Key features of Overledger
- Multi-chain gateway: one entry point for multiple DLTs, reducing engineering overhead.
- Smart contract portability: deploy logic across networks without rewriting it from scratch.
- Enterprise-grade security: compliance, permissions, and audit trails baked into the architecture.
- API-driven design: developers interact with Quant using familiar REST APIs instead of exotic new languages.
This is why QNT is often categorized as infrastructure rather than a meme-style trade. It is plumbing — unglamorous, but the kind of plumbing that institutions need before they can deploy real money.
QNT Tokenomics: Supply, Demand, and Utility
QNT launched with a fixed total supply of roughly 14.6 million tokens, and unlike many projects, Quant did not program aggressive inflation or perpetual emissions. There is no yield farming, no staking emissions, and no DAO-funded treasury printing new supply. Scarcity is structural.
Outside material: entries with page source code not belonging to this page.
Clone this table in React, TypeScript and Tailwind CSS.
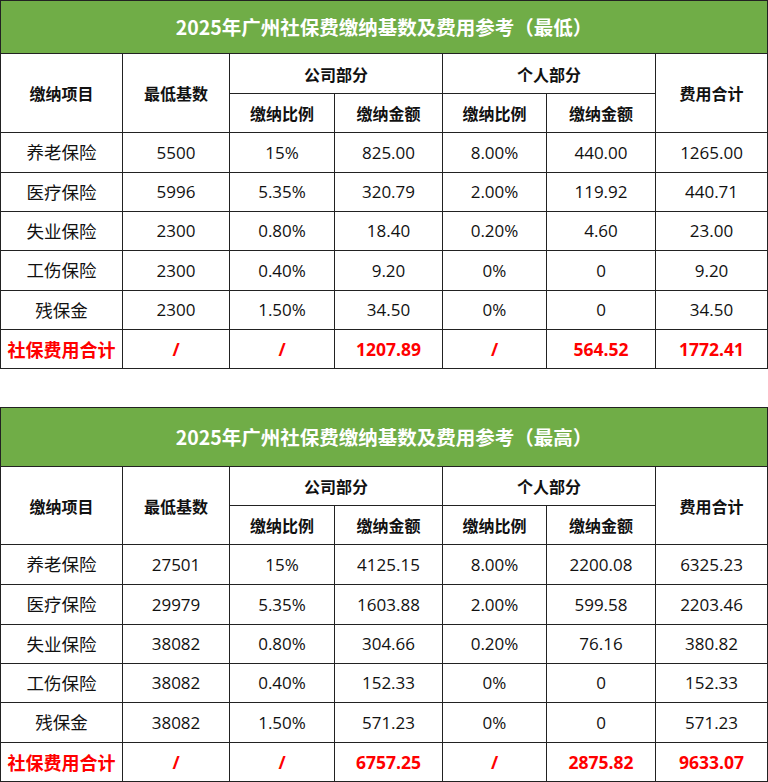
import React from "react";

type Row = string[];

const t1: Row[] = [
  ["养老保险", "5500", "15%", "825.00", "8.00%", "440.00", "1265.00"],
  ["医疗保险", "5996", "5.35%", "320.79", "2.00%", "119.92", "440.71"],
  ["失业保险", "2300", "0.80%", "18.40", "0.20%", "4.60", "23.00"],
  ["工伤保险", "2300", "0.40%", "9.20", "0%", "0", "9.20"],
  ["残保金", "2300", "1.50%", "34.50", "0%", "0", "34.50"],
];
const t1Total: Row = ["社保费用合计", "/", "/", "1207.89", "/", "564.52", "1772.41"];

const t2: Row[] = [
  ["养老保险", "27501", "15%", "4125.15", "8.00%", "2200.08", "6325.23"],
  ["医疗保险", "29979", "5.35%", "1603.88", "2.00%", "599.58", "2203.46"],
  ["失业保险", "38082", "0.80%", "304.66", "0.20%", "76.16", "380.82"],
  ["工伤保险", "38082", "0.40%", "152.33", "0%", "0", "152.33"],
  ["残保金", "38082", "1.50%", "571.23", "0%", "0", "571.23"],
];
const t2Total: Row = ["社保费用合计", "/", "/", "6757.25", "/", "2875.82", "9633.07"];

const cell = "border border-[#222] text-center align-middle p-0";
const hd = "text-[16px] font-bold text-[#111] font-['Noto_Sans_CJK_SC',sans-serif]";

function Table({
  title,
  titleH,
  h1,
  h2,
  rows,
  rowH,
  total,
  totalH,
}: {
  title: string;
  titleH: string;
  h1: string;
  h2: string;
  rows: Row[];
  rowH: string[];
  total: Row;
  totalH: string;
}) {
  return (
    <table className="w-[767px] table-fixed border-collapse font-['Open_Sans','Noto_Sans_CJK_SC',sans-serif]">
      <colgroup>
        <col className="w-[122px]" />
        <col className="w-[107px]" />
        <col className="w-[105px]" />
        <col className="w-[108px]" />
        <col className="w-[104px]" />
        <col className="w-[109px]" />
        <col className="w-[112px]" />
      </colgroup>
      <thead>
        <tr>
          <th
            colSpan={7}
            className={`${cell} ${titleH} bg-[#70ad47] text-white text-[19.5px] font-bold font-['Noto_Sans_CJK_SC',sans-serif]`}
          >
            {title}
          </th>
        </tr>
        <tr className={h1}>
          <th rowSpan={2} className={`${cell} ${hd}`}>
            缴纳项目
          </th>
          <th rowSpan={2} className={`${cell} ${hd}`}>
            最低基数
          </th>
          <th colSpan={2} className={`${cell} ${h1} ${hd}`}>
            公司部分
          </th>
          <th colSpan={2} className={`${cell} ${h1} ${hd}`}>
            个人部分
          </th>
          <th rowSpan={2} className={`${cell} ${hd}`}>
            费用合计
          </th>
        </tr>
        <tr>
          {["缴纳比例", "缴纳金额", "缴纳比例", "缴纳金额"].map((t, i) => (
            <th key={i} className={`${cell} ${h2} ${hd}`}>
              {t}
            </th>
          ))}
        </tr>
      </thead>
      <tbody>
        {rows.map((r, ri) => (
          <tr key={ri}>
            {r.map((c, ci) => (
              <td
                key={ci}
                className={`${cell} ${rowH[ri]} text-[#111] ${
                  ci === 0 ? "text-[17.5px] font-['Noto_Sans_CJK_SC',sans-serif]" : "text-[17px]"
                }`}
              >
                {c}
              </td>
            ))}
          </tr>
        ))}
        <tr>
          {total.map((c, ci) => (
            <td
              key={ci}
              className={`${cell} ${totalH} font-bold text-[#ff0000] ${
                ci === 0 ? "text-[18px] font-['Noto_Sans_CJK_SC',sans-serif]" : "text-[17.5px]"
              }`}
            >
              {c}
            </td>
          ))}
        </tr>
      </tbody>
    </table>
  );
}

export default function App() {
  return (
    <div className="w-[768px] h-[782px] bg-white flex flex-col gap-[38px] overflow-hidden">
      <Table
        title="2025年广州社保费缴纳基数及费用参考（最低）"
        titleH="h-[53px]"
        h1="h-[40px]"
        h2="h-[39px]"
        rows={t1}
        rowH={["h-[40px]", "h-[39px]", "h-[39px]", "h-[40px]", "h-[39px]"]}
        total={t1Total}
        totalH="h-[39px]"
      />
      <Table
        title="2025年广州社保费缴纳基数及费用参考（最高）"
        titleH="h-[59px]"
        h1="h-[39px]"
        h2="h-[39px]"
        rows={t2}
        rowH={["h-[40px]", "h-[40px]", "h-[39px]", "h-[39px]", "h-[40px]"]}
        total={t2Total}
        totalH="h-[39px]"
      />
    </div>
  );
}
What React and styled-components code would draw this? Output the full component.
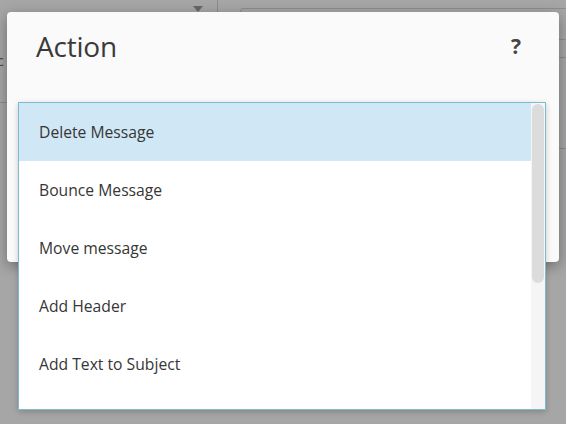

Demand, meanwhile, is tied directly to network activity. Enterprises and developers paying for Overledger licenses effectively remove QNT from circulation to access the platform, creating a usage-driven sink. That dynamic is a key reason QNT has historically correlated with enterprise adoption milestones more than retail hype cycles.
Where QNT is actually used
- License fees: clients pay in QNT to build on Overledger.
- Gateway access: nodes and validators settle operations using the token.
- Ecosystem experiments: central bank pilots and CBDC integration work.
Critics rightly point out that on-chain transaction volume for QNT is modest compared to coins like ETH or SOL. But Quant's model is closer to software-as-a-service revenue than to a typical crypto network — so traditional block-counting metrics do not tell the full story.
Risks, Competition, and the Road Ahead
No honest overview would be complete without the bear case. Quant competes with a growing field of interoperability heavyweights, including Polkadot, Cosmos, Chainlink's CCIP, and LayerZero. Each offers a slightly different angle on cross-chain communication, and any one of them winning enterprise mindshare could dent Quant's edge.
Regulatory risk is also worth flagging. Projects that court banks and central banks move slowly, and any shift in UK or EU crypto policy could affect adoption timelines. Finally, QNT's price has historically been volatile, sometimes moving on partnership announcements, sometimes doing nothing for months — a pattern that frustrates impatient traders.
What to watch next
- New enterprise and government pilots announced through official channels.
- Updates to Overledger's developer tooling and SDK releases.
- Broader crypto regulatory clarity in the UK and EU.
- Competitive moves from rival interoperability platforms.
Key Takeaways
Quant (QNT) is less a fast-trade altcoin and more a long-term infrastructure bet on enterprise blockchain interoperability.
If you are evaluating Quant crypto as an investment or simply trying to understand its role, the honest summary is this:
- QNT is a fixed-supply utility token powering Quant's Overledger interoperability platform.
- Its edge is connecting existing enterprise systems to multiple blockchains without rewriting them.
- Real demand comes from institutional clients, not retail trading volume.
- Competition, regulation, and slow enterprise sales cycles are the biggest risks.
Whether QNT becomes the de facto interoperability standard or shares the stage with Polkadot, Cosmos, and others, the trend line is clear: the multi-chain future is not optional, it is inevitable — and Quant is one of the more credible names trying to own a slice of it.